My stomach turned over hard. Holy shit. “Actually, no. Not really.” Only in movies. Really bad movies.

“Well, where have you been hiding, Miss Dru?” He was up the steps in one bound, his feet touching lightly, like ballet slippers. It was like watching a cat levitate. “I suppose you don’t know what you are, either.”

I could not get the thought of apple pie out of my head. Gran always served hers with a slab of cheese; Dad liked it that way. “I know what I am. I’m cold and hungry and pissed off. Thanks.” I reached blindly for the knob, meaning to sweep the door closed and shut him out on the front porch, and hesitated.

The door hadn’t done a fat lot of good five minutes ago. Still, the way he was grinning through his mask of blood wasn’t encouraging.

I backed up. The gun was on the floor, too far back for me to kick the door closed and get to it. “If you’re evil, you’re barred from my house.” My throat was dry. Graves picked that moment to go completely limp against me, and instead of being ready to kick ass, I was suddenly in danger of going down into yet another inglorious heap. My back ran with hot pain, and my shoulder wasn’t too happy.

Christophe stepped over the threshold, swept the door closed, and caught Graves’s other arm. In one efficient trice, he had taken all of the weight and was maneuvering Graves with dancerlike grace. It looked like Gene Kelly hauling around a doll full of sand. “Where do you want him?”

“Upstairs.” I scooped the gun up. “And move slowly.”

One blue eye sparkled at me. The blood was already drying. The heater was on—God, the bill was going to be sky-high this month. “If I wanted either of you dead, I’d just leave you to the wolves. ’Tis their season, after all.”

Yeah. Sure. Whatever. “I’ll keep the gun just in case. What are you doing here?”

“I thought I’d pay you a visit, my dear. Since you’re so interesting.”

My mouth shifted into high gear, leaving my brain behind. “You know, you’re the second guy in a few days to call me that. You should be more creative.”

Good one, Dru.

“I do hate to be imitated.” He was hauling Graves up the stairs like the kid weighed nothing. “He’ll be fine, if you’re wondering. He’ll sleep for a couple hours and wake up disoriented and hungry. I hope you have meat in the house.”

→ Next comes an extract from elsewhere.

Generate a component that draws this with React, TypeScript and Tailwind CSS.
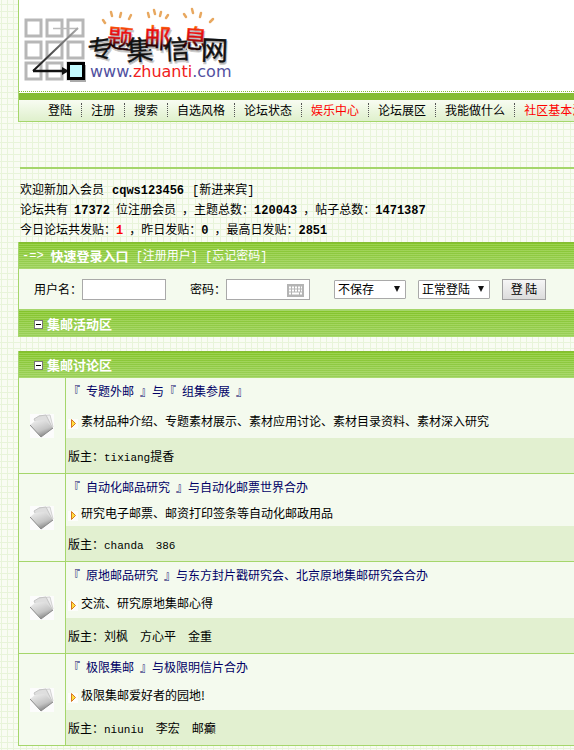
import { useState } from "react";

type Board = {
  title: string;
  desc: string;
  moderators: { name: string; suffix?: string }[];
  descHeight: string;
};

const NAV_ITEMS = [
  { label: "登陆" },
  { label: "注册" },
  { label: "搜索" },
  { label: "自选风格" },
  { label: "论坛状态" },
  { label: "娱乐中心", hot: true },
  { label: "论坛展区" },
  { label: "我能做什么" },
  { label: "社区基本法", hot: true },
];

const BOARDS: Board[] = [
  {
    title: "『\u2002专题外邮\u2002』与『\u2002组集参展\u2002』",
    desc: "素材品种介绍、专题素材展示、素材应用讨论、素材目录资料、素材深入研究",
    moderators: [{ name: "tixiang", suffix: "提香" }],
    descHeight: "h-[34px]",
  },
  {
    title: "『\u2002自动化邮品研究\u2002』与自动化邮票世界合办",
    desc: "研究电子邮票、邮资打印签条等自动化邮政用品",
    moderators: [{ name: "chanda" }, { name: "386" }],
    descHeight: "h-[26px]",
  },
  {
    title: "『\u2002原地邮品研究\u2002』与东方封片戳研究会、北京原地集邮研究会合办",
    desc: "交流、研究原地集邮心得",
    moderators: [{ name: "刘枫" }, { name: "方心平" }, { name: "金重" }],
    descHeight: "h-[30px]",
  },
  {
    title: "『\u2002极限集邮\u2002』与极限明信片合办",
    desc: "极限集邮爱好者的园地!",
    moderators: [{ name: "niuniu" }, { name: "李宏" }, { name: "邮癫" }],
    descHeight: "h-[30px]",
  },
];

const LOGO_CHARS = [
  { char: "专", x: 88, y: 58, size: 25, rotate: -8 },
  { char: "题", x: 107, y: 48, size: 26, rotate: 4, hot: true },
  { char: "集", x: 126, y: 60, size: 27, rotate: -4 },
  { char: "邮", x: 144, y: 48, size: 27, rotate: 3, hot: true },
  { char: "信", x: 164, y: 59, size: 26, rotate: -3 },
  { char: "息", x: 182, y: 48, size: 26, rotate: 5, hot: true },
  { char: "网", x: 201, y: 60, size: 27, rotate: 2 },
];

// short strokes that fly up over the red characters
const SPARKS = [
  "M103 20l2 3", "M111 12l1 4", "M121 13l-1 4", "M131 15l-2 4",
  "M148 13l1 4", "M154 10l1 4", "M161 12l-1 4", "M168 15l-2 3",
  "M184 14l2 3", "M192 9l1 4", "M201 13l-1 4", "M213 19l-3 3",
];

const STRIPES =
  "bg-[repeating-linear-gradient(180deg,transparent_0_1px,#d0f0a04d_1px_2px),linear-gradient(180deg,#84c42a,#9bd05c)]";

function Logo() {
  return (
    <svg width="215" height="84" viewBox="19 0 215 84" role="img" aria-label="专题集邮信息网">
      <defs>
        <linearGradient id="hot" x1="0" y1="0" x2="0" y2="1">
          <stop offset="0.15" stopColor="#ffa000" />
          <stop offset="0.35" stopColor="#f01010" />
          <stop offset="0.55" stopColor="#d01010" />
          <stop offset="0.75" stopColor="#200000" />
        </linearGradient>
        <linearGradient id="trail" gradientUnits="userSpaceOnUse" x1="34" y1="71" x2="78" y2="28">
          <stop offset="0" stopColor="#111" />
          <stop offset="1" stopColor="#aaa" />
        </linearGradient>
      </defs>
      {[20, 42, 63].map((y) =>
        [26, 47, 68].map((x) => (
          <rect key={`${x}-${y}`} x={x} y={y} width="15" height="16" fill="#fff" stroke="#b7b7b7" strokeWidth="3" />
        )),
      )}
      <path d="M53 28.500h25" stroke="#bbb" strokeWidth="1.500" />
      <path d="M78 28L33 71" stroke="url(#trail)" strokeWidth="2" />
      <path d="M33 71h30" stroke="#111" strokeWidth="2.500" />
      <path d="M62 67l7 4-7 4z" fill="#111" />
      <rect x="70" y="65" width="16" height="17" fill="#aaa" />
      <rect x="68.500" y="63.500" width="15" height="15" fill="#c4fafe" stroke="#000" strokeWidth="3" />
      {SPARKS.map((d) => (
        <path key={d} d={d} stroke="#e8a860" strokeWidth="2.500" strokeLinecap="round" />
      ))}
      <g className="font-['Noto_Sans_CJK_SC',sans-serif]">
        {LOGO_CHARS.map(({ char, x, y, size, rotate, hot }) => (
          <g key={char} fontSize={size} transform={`rotate(${rotate} ${x + 12} ${y - 9})`}>
            <text x={x + 1} y={y + 2} fill="#aaa" stroke="#ccc" strokeWidth="1">
              {char}
            </text>
            <text x={x} y={y} fill={hot ? "url(#hot)" : "#111"} stroke={hot ? "url(#hot)" : "#111"} strokeWidth="0.400">
              {char}
            </text>
          </g>
        ))}
      </g>
      <text x="90" y="77" fontSize="16" className="font-['DejaVu_Sans',sans-serif]" fill="#5150a0">
        www.
        <tspan fill="#f02020">zhuanti</tspan>
        .com
      </text>
    </svg>
  );
}

function FolderIcon() {
  return (
    <svg width="24" height="24" viewBox="0 0 24 24" className="mx-auto" aria-hidden="true">
      <defs>
        <linearGradient id="folder" x1="0.2" y1="0" x2="0.7" y2="1">
          <stop offset="0" stopColor="#ededed" />
          <stop offset="0.6" stopColor="#c4c4c4" />
          <stop offset="1" stopColor="#777" />
        </linearGradient>
      </defs>
      <rect width="24" height="24" fill="#fcfcfc" />
      <path d="M9 2l11-1 3 12-8 6z" fill="#f0f0f0" stroke="#d2d2d2" />
      <path d="M4 5l5-3 7-1 6 12-10 7z" fill="#dedede" stroke="#c4c4c4" />
      <path d="M0 11l5-4 10-1 8 8-12 9z" fill="url(#folder)" />
      <path d="M0 11l11 12 12-9" fill="none" stroke="#8a8a8a" />
    </svg>
  );
}

function ArrowIcon() {
  return (
    <svg width="10" height="16" viewBox="0 0 10 16" className="shrink-0" aria-hidden="true">
      <rect y="6" width="10" height="10" fill="#fcfdfb" />
      <path d="M3.500 6.500v8l4-4z" fill="#ffe040" stroke="#d87820" />
    </svg>
  );
}

function SectionHeader({ title }: { title: string }) {
  const [open, setOpen] = useState(true);

  return (
    <h2 className="flex h-[26px] items-center gap-1 pl-[15px] text-[13px] font-bold text-white">
      <button
        type="button"
        aria-label={title}
        aria-expanded={open}
        onClick={() => setOpen(!open)}
        className="flex size-[9px] items-center justify-center border border-[#777] bg-white"
      >
        <span className="h-px w-[5px] bg-black" />
      </button>
      {title}
    </h2>
  );
}

function BracketLink({ href, children }: { href: string; children: string }) {
  return (
    <a href={href}>
      <span className="font-['Liberation_Mono',monospace]">[</span>
      {children}
      <span className="font-['Liberation_Mono',monospace]">]</span>
    </a>
  );
}

function DropDown({ label, options, name }: { label: string; options: string[]; name: string }) {
  return (
    <span className="relative flex">
      <select
        aria-label={label}
        name={name}
        className="h-[19px] w-[72px] appearance-none rounded-[1px] border border-[#a9a9a9] bg-white pl-[3px] leading-4 outline-none"
      >
        {options.map((option) => (
          <option key={option}>{option}</option>
        ))}
      </select>
      <svg width="6" height="6" viewBox="0 0 6 6" className="pointer-events-none absolute top-[6px] right-[6px]">
        <path d="M0 0h6L3 6z" fill="#111" />
      </svg>
    </span>
  );
}

function LoginForm() {
  return (
    <form
      onSubmit={(e) => e.preventDefault()}
      className="flex h-10 items-center bg-[#f4faee] pl-[15px] whitespace-nowrap"
    >
      <label htmlFor="username">用户名：</label>
      <input id="username" type="text" className="h-[21px] w-[84px] border border-[#a9a9a9] bg-white px-1 outline-none" />
      <label htmlFor="password" className="ml-6">
        密码：
      </label>
      <span className="relative flex">
        <input id="password" type="password" className="h-[21px] w-[84px] border border-[#a9a9a9] bg-white px-1 outline-none" />
        <svg width="17" height="13" viewBox="0 0 17 13" className="absolute top-[5px] right-[6px]" aria-hidden="true">
          <rect width="17" height="13" fill="#b4b4b4" />
          <path d="M2 3.500h13M2 6.500h13" stroke="#fff" strokeWidth="2" strokeDasharray="2 1" />
          <path d="M2 9.500h2M5 9.500h7M13 9.500h2" stroke="#fff" strokeWidth="2" />
        </svg>
      </span>
      <span className="ml-6 flex gap-3">
        <DropDown label="保存" name="cookie" options={["不保存", "保存一天", "保存一月"]} />
        <DropDown label="登陆方式" name="mode" options={["正常登陆", "隐身登陆"]} />
      </span>
      <button
        type="submit"
        className="ml-3 h-[21px] w-11 border border-[#a0a0a0] bg-linear-to-b from-[#f6f6f6] to-[#dcdcdc] leading-4"
      >
        登 陆
      </button>
    </form>
  );
}

function BoardRow({ board }: { board: Board }) {
  return (
    <tr>
      <td className="w-[47px] border-r border-b border-[#a5d66b] bg-[#f4faee] align-middle">
        <FolderIcon />
      </td>
      <td className="border-b border-[#a5d66b] bg-[#f4faee]">
        <div className="flex h-[26px] items-center pl-[2px]">
          <a href="#board" className="whitespace-nowrap text-[#000066]">
            {board.title}
          </a>
        </div>
        <div className={`flex items-center gap-[3px] pl-[2px] whitespace-nowrap ${board.descHeight}`}>
          <ArrowIcon />
          {board.desc}
        </div>
        <div className="flex h-[35px] items-center bg-[#e2f0d0] pl-[2px]">
          <div className="flex h-5 items-baseline">
            版主：
            <span className="flex items-baseline gap-3">
              {board.moderators.map(({ name, suffix }) => (
                <a key={name} href="#user">
                  {/^[a-z0-9]+$/.test(name) ? (
                    <span className="font-['Liberation_Mono',monospace] text-[11px] leading-4">{name}</span>
                  ) : (
                    name
                  )}
                  {suffix}
                </a>
              ))}
            </span>
          </div>
        </div>
      </td>
    </tr>
  );
}

function Count({ children, hot }: { children: string; hot?: boolean }) {
  return (
    <b className={`mr-[6px] font-['Liberation_Mono',monospace] ${hot ? "text-[#ff0000]" : ""}`}>{children}</b>
  );
}

export default function App() {
  return (
    <div className="min-h-screen overflow-x-hidden bg-[#f9fcf3] bg-[linear-gradient(90deg,transparent_1px,#e8f4da_1px_2px,transparent_2px_7px,#e8f4da_7px_8px,transparent_8px_13px,#e8f4da_13px_14px,transparent_14px_20px,#e8f4da_20px_21px,transparent_21px),linear-gradient(180deg,transparent_4px,#e8f4da_4px_5px,transparent_5px_11px,#e8f4da_11px_12px,transparent_12px_17px,#e8f4da_17px_18px,transparent_18px_23px,#e8f4da_23px_24px,transparent_24px)] bg-size-[25px_25px] pl-[18px] font-['Noto_Sans_CJK_SC',sans-serif] text-[12px] leading-5 text-black">
      <header className="border-b border-l border-[#a5d66b] bg-white">
        <div className="h-[92px] border-b border-dotted border-[#86bc35]">
          <Logo />
        </div>
        <div className="mt-px h-[7px] bg-[#86bc35]" />
        <nav className="flex h-[21px] items-center overflow-hidden bg-linear-to-b from-[#f8fcf2] to-[#dff0cc] pb-[2px] pl-[20px] whitespace-nowrap">
          {NAV_ITEMS.map((item, i) => (
            <a
              key={item.label}
              href="#nav"
              className={`shrink-0 px-[9px] leading-[14px] ${i > 0 ? "border-l border-dotted border-[#555]" : ""} ${item.hot ? "text-[#ff0000]" : ""}`}
            >
              {item.label}
            </a>
          ))}
        </nav>
      </header>

      <section className="mt-[45px] ml-[2px] border-t-2 border-[#a5d66b] pt-[10px] whitespace-nowrap">
        <p className="flex h-5 items-baseline">
          欢迎新加入会员
          <b className="mx-2 font-['Liberation_Mono',monospace]">cqws123456</b>
          <BracketLink href="#new">新进来宾</BracketLink>
        </p>
        <p className="flex h-5 items-baseline">
          论坛共有&ensp;<Count>17372</Count>位注册会员&ensp;，主题总数：<Count>120043</Count>，帖子总数：
          <Count>1471387</Count>
        </p>
        <p className="flex h-5 items-baseline">
          今日论坛共发贴：<Count hot>1</Count>，昨日发贴：<Count>0</Count>，最高日发贴：<Count>2851</Count>
        </p>
      </section>

      <main className="mt-[3px]">
        <section className="border-l border-[#a5d66b]">
          <div className={`flex h-[27px] items-center gap-[7px] border-t border-[#86bc35] pl-[3px] text-white ${STRIPES}`}>
            <span className="font-['Liberation_Mono',monospace]">-=&gt;</span>
            <b className="text-[13px]">快速登录入口</b>
            <BracketLink href="#register">注册用户</BracketLink>
            <BracketLink href="#forgot">忘记密码</BracketLink>
          </div>
          <LoginForm />
          <div className={`border-t-2 border-[#a5d66b] ${STRIPES}`}>
            <SectionHeader title="集邮活动区" />
          </div>
        </section>

        <section className="mt-[14px] border-l border-[#a5d66b]">
          <div className={`border-t border-[#86bc35] ${STRIPES}`}>
            <SectionHeader title="集邮讨论区" />
          </div>
          <table className="w-full border-separate border-spacing-0">
            <tbody>
              {BOARDS.map((board) => (
                <BoardRow key={board.title} board={board} />
              ))}
            </tbody>
          </table>
        </section>
      </main>
    </div>
  );
}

Does bologna count? “Um, okay. Are you a hunter?” I trailed along behind him, suddenly wishing I could see Graves’s face. And unless I was going nuts—which was a distinct possibility—this kid smelled just exactly like a fresh-baked pie. It was a good smell, and it made me hungry.

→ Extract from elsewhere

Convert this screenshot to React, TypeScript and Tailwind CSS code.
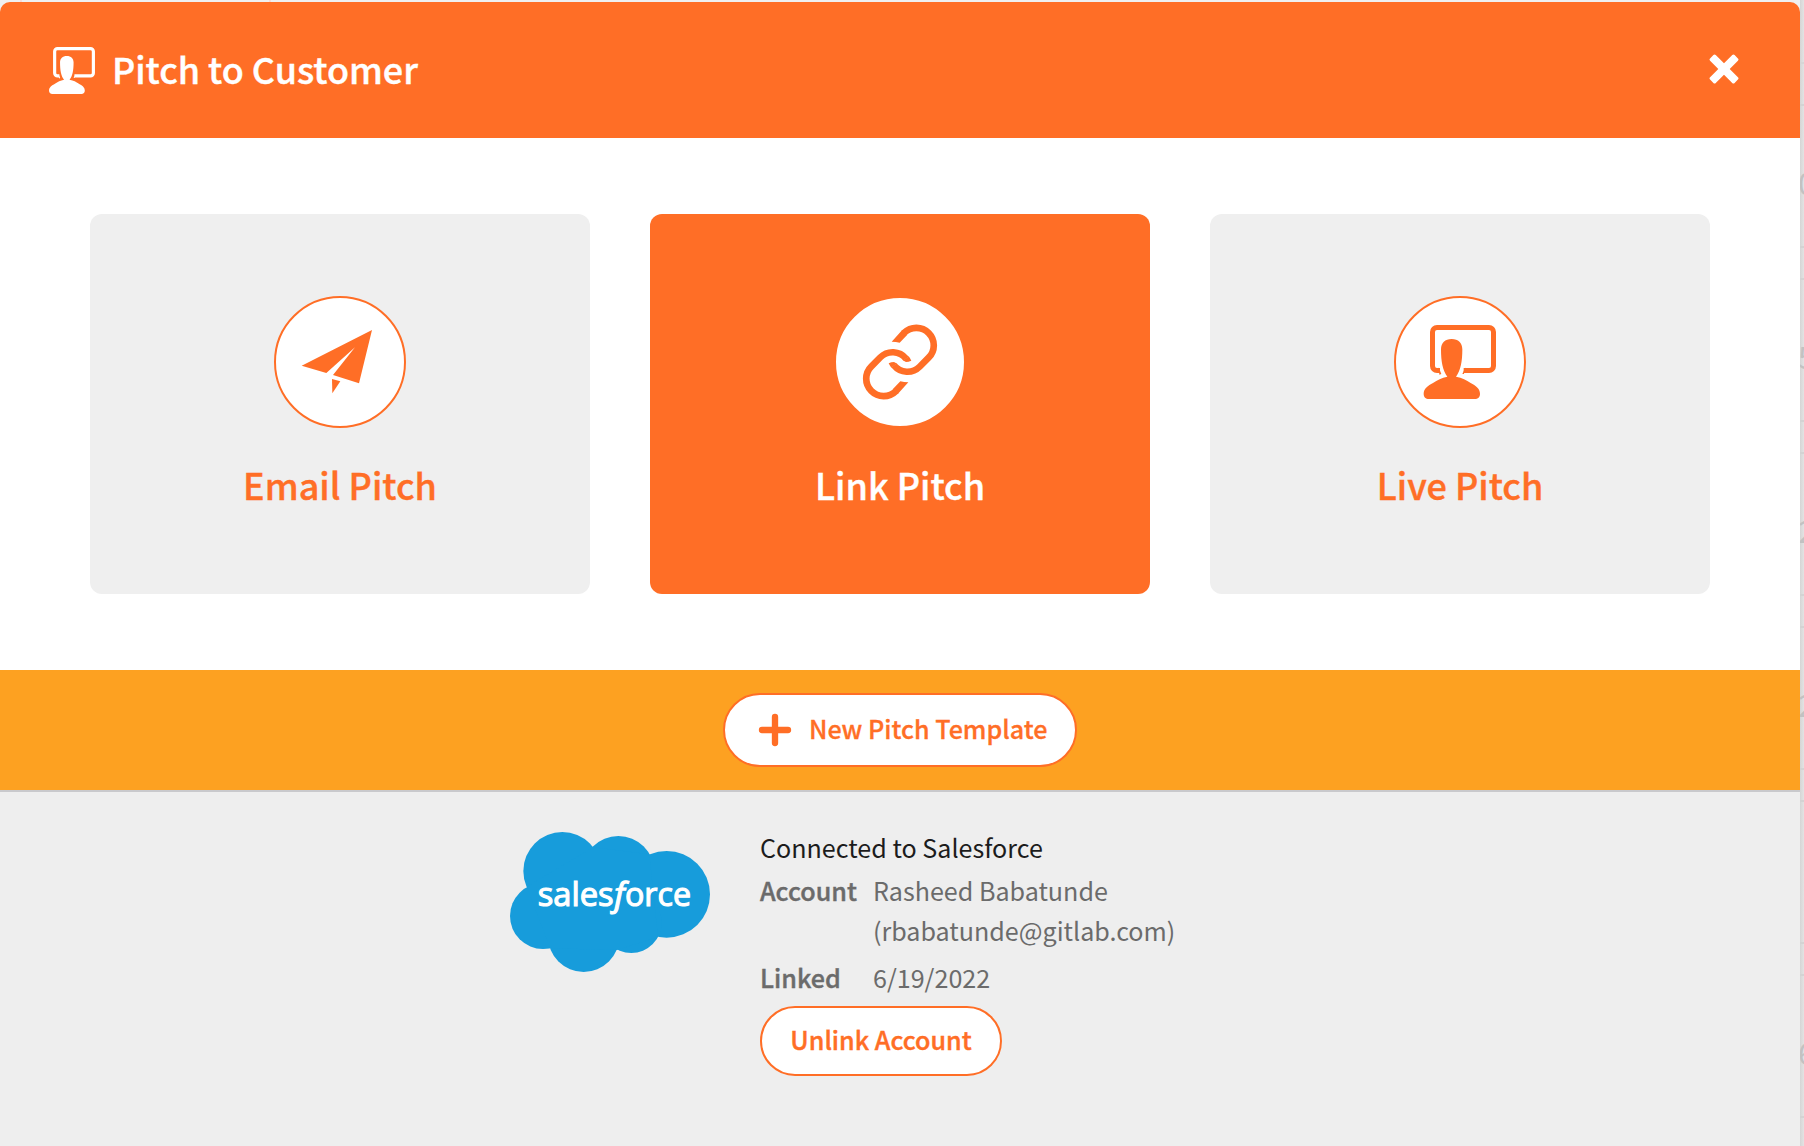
import type { ReactNode } from "react";

function PresenterShapes() {
  return (
    <>
      <path
        d="M300 271.5 H291 A13.5 13.5 0 0 1 277.500 258 V156 A13.500 13.500 0 0 1 291 142.500 H447 A13.500 13.500 0 0 1 460.500 156 V258 A13.500 13.500 0 0 1 447 271.500 H371"
        fill="none"
        stroke="currentColor"
        strokeWidth="15"
      />
      <path d="M296 262 L304 282 L298 284 Z M376 262 L367 282 L372 282 Z" fill="currentColor" />
      <path
        d="M335 177 C355 177 367 189 367 208 C367 245 362 272 348 290 C367 293 379 301 392 309 C407 317 420 326 420 341 C420 351 414 357 404 357 H267 C257 357 251 351 251 341 C251 326 264 317 279 309 C292 301 305 293 322 290 C308 272 303 245 303 208 C303 189 315 177 335 177 Z"
        fill="currentColor"
      />
    </>
  );
}

function PresenterIcon({ className, viewBox }: { className: string; viewBox: string }) {
  return (
    <svg className={className} viewBox={viewBox} aria-hidden="true">
      <PresenterShapes />
    </svg>
  );
}

function PlaneIcon() {
  return (
    <svg className="size-32" viewBox="168 54 384 384" fill="currentColor" aria-hidden="true">
      <path d="M456 150 L245 257 L319 279 L405 202 L339 285 L417 310 Z" />
      <path d="M336 297 L361 304 L337 340 Z" />
    </svg>
  );
}

function ChainHalf({ transform }: { transform?: string }) {
  return (
    <g transform={transform}>
      <path
        d="M371.500 159.500 L372.200 158.800 A52 52 0 0 1 445.800 233.200 L418.800 260.200 A52 52 0 0 1 342 256.400"
        fill="none"
        stroke="currentColor"
        strokeWidth="20"
      />
      <path
        d="M366 151 L335 185 Q348 185 359 188 L380.500 165.500 Z M334 263 Q329 257 326 250 Q334 246 342 246 L350.500 250.500 Z"
        fill="currentColor"
      />
    </g>
  );
}

function ChainIcon() {
  return (
    <svg className="size-32" viewBox="168 54 384 384" aria-hidden="true">
      <ChainHalf />
      <ChainHalf transform="rotate(180 360 246)" />
    </svg>
  );
}

function SalesforceLogo() {
  return (
    <svg className="h-[140px] w-[200px] shrink-0" viewBox="60 66 600 420" role="img" aria-label="Salesforce">
      <g fill="#179cdb">
        <circle cx="217" cy="183" r="117" />
        <circle cx="385" cy="186" r="108" />
        <circle cx="530" cy="253" r="130" />
        <circle cx="424" cy="338" r="91" />
        <circle cx="281" cy="379" r="107" />
        <circle cx="159" cy="318" r="99" />
        <path d="M110 230 L310 112 L478 133 L504 381 L381 420 L181 415 Z" />
      </g>
      <g fill="#fff" stroke="#fff" strokeWidth="3.5" fontSize="100" className="font-['Open_Sans',sans-serif]">
        <text x="143" y="289" textLength="228" lengthAdjust="spacingAndGlyphs">
          sales
        </text>
        <text x="405" y="289" textLength="198" lengthAdjust="spacingAndGlyphs">
          orce
        </text>
        <text x="373" y="289" fontStyle="italic">
          f
        </text>
      </g>
    </svg>
  );
}

function PitchCard({ label, active, children }: { label: string; active?: boolean; children: ReactNode }) {
  return (
    <button
      className={
        active
          ? "flex h-[380px] w-[500px] flex-col items-center rounded-xl bg-[#ff6e26] pt-[82px] text-white"
          : "flex h-[380px] w-[500px] flex-col items-center rounded-xl bg-[#efefef] pt-[82px] text-[#ff6e26]"
      }
    >
      <span className="flex size-[132px] items-center justify-center rounded-full border-2 border-[#ff6e26] bg-white text-[#ff6e26]">
        {children}
      </span>
      <span className="mt-8 text-[36px] leading-[48px] font-medium [-webkit-text-stroke:0.4px_currentColor]">
        {label}
      </span>
    </button>
  );
}

function PageEdge() {
  return (
    <div className="flex h-full w-1 flex-col overflow-hidden bg-linear-to-r from-[#d5d5d5] to-[#e3e3e3]">
      <div className="h-[64px] shrink-0 border-b-2 border-[#d6d6d6]" />
      <div className="h-10 shrink-0" />
      {["0", "5", "2", "2", "", "6"].map((digit, i) => (
        <div key={i} className="h-[174px] shrink-0 border-t-2 border-[#d3d3d3]">
          <div className="h-[142px] border-b-2 border-[#d3d3d3] pt-[46px] text-[31px] leading-[60px] text-[#c2c2c2]">
            <span className="-ml-0.5">{digit}</span>
          </div>
        </div>
      ))}
    </div>
  );
}

export default function App() {
  return (
    <div className="flex h-[1146px] w-[1804px] overflow-hidden bg-[#f0f0f0] font-['Noto_Sans_CJK_SC','Source_Sans_Pro',sans-serif]">
      <div className="flex w-[1800px] shrink-0 flex-col">
        <div className="flex h-0.5 shrink-0 pl-5">
          <span className="h-full w-0.5 bg-[#f8dcd8]" />
          <span className="ml-[247px] h-full w-0.5 bg-[#f8dcd8]" />
        </div>

        <div className="flex flex-1 flex-col overflow-hidden rounded-t-[10px]">
          <header className="flex h-[136px] shrink-0 items-center bg-[#ff6e26] pr-[61px] pl-[49px] text-white">
            <PresenterIcon className="h-[47px] w-[46px]" viewBox="251 135 217 222" />
            <h1 className="ml-[17px] flex-1 pb-[5px] text-[35.9px] leading-[48px] font-medium [-webkit-text-stroke:0.4px_currentColor]">
              Pitch to Customer
            </h1>
            <button aria-label="Close" className="pb-[3px]">
              <svg className="block size-[30px]" viewBox="-45 -45 90 90" fill="currentColor">
                <rect x="-52" y="-12" width="104" height="24" rx="5" transform="rotate(45)" />
                <rect x="-52" y="-12" width="104" height="24" rx="5" transform="rotate(-45)" />
              </svg>
            </button>
          </header>

          <main className="flex h-[532px] shrink-0 items-center justify-center gap-[60px] bg-white">
            <PitchCard label="Email Pitch">
              <PlaneIcon />
            </PitchCard>
            <PitchCard label="Link Pitch" active>
              <ChainIcon />
            </PitchCard>
            <PitchCard label="Live Pitch">
              <PresenterIcon className="size-32" viewBox="168 54 384 384" />
            </PitchCard>
          </main>

          <div className="flex h-[120px] shrink-0 items-center justify-center bg-[#fda121]">
            <button className="flex h-[74px] w-[354px] items-center rounded-full border-2 border-[#ff6e26] bg-white pl-[33px] text-[#ff6e26]">
              <svg className="size-[34px]" viewBox="-51 -51 102 102" aria-hidden="true">
                <path d="M-39 0 H39 M0 -39 V39" stroke="currentColor" strokeWidth="19" strokeLinecap="round" />
              </svg>
              <span className="ml-[17px] pb-1 text-[25.1px] leading-10 font-medium whitespace-nowrap [-webkit-text-stroke:0.3px_currentColor]">
                New Pitch Template
              </span>
            </button>
          </div>

          <footer className="flex flex-1 items-start border-t-2 border-[#c9c9cc] bg-[#eee] pt-[35px] pl-[510px]">
            <div className="pt-[5px]">
              <SalesforceLogo />
            </div>
            <div className="ml-[50px] text-[25.1px] leading-10 text-[#6b6b6b]">
              <p className="text-[#1c1c1c]">Connected to Salesforce</p>
              <dl className="mt-[3px] grid grid-cols-[113px_auto] gap-y-[7px]">
                <dt className="font-medium [-webkit-text-stroke:0.4px_currentColor]">Account</dt>
                <dd>
                  Rasheed Babatunde
                  <br />
                  (rbabatunde@gitlab.com)
                </dd>
                <dt className="font-medium [-webkit-text-stroke:0.4px_currentColor]">Linked</dt>
                <dd>6/19/2022</dd>
              </dl>
              <button className="mt-[9px] flex h-[70px] w-[242px] items-center justify-center rounded-full border-2 border-[#ff6e26] bg-white pb-1 font-medium text-[#ff6e26] [-webkit-text-stroke:0.4px_currentColor]">
                Unlink Account
              </button>
            </div>
          </footer>
        </div>
      </div>
      <PageEdge />
    </div>
  );
}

“Among other things.” He reached the top of the stairs, sniffed, and carried Graves into my room. “My, isn’t this cozy. I’ll bet he sleeps here.” He dumped the kid on the cot and covered him up with a few quick yanks on an Army blanket. Scratchy but warm, and it would forgive the snow melting from Graves’s clothes.

His face looked less wary when he was asleep, and the unibrow wasn’t that noticeable. His mouth gapped open a little, like a toddler’s, and I pointed the gun at Christophe.

“Okay. Slowly. Back away from him.”

He spread his hands, a flash of irritation crossing his blood-smeared face. “Why do you make me repeat myself? I just told you I don’t want to hurt either of you. You’re a babe in the woods. Who is this kid, your pet?”

I could barely believe it, but I outright bristled. If I had hackles, they would have gone straight up. “He’s my friend.” And you’re not. “I think we need to have a little chat.”

“I agree.” His shoulders slumped a little, as if he was tired. “Do you have a washcloth? I’d like to get the blood off my face.”

It was a pretty reasonable request, I decided. “Downstairs. Kitchen.” But I covered him with the gun the entire way.

I’d hit him once, after all. And here in the house I’d already shot a zombie. Maybe this smartmouth blue-eyed apple-pie boy would be next.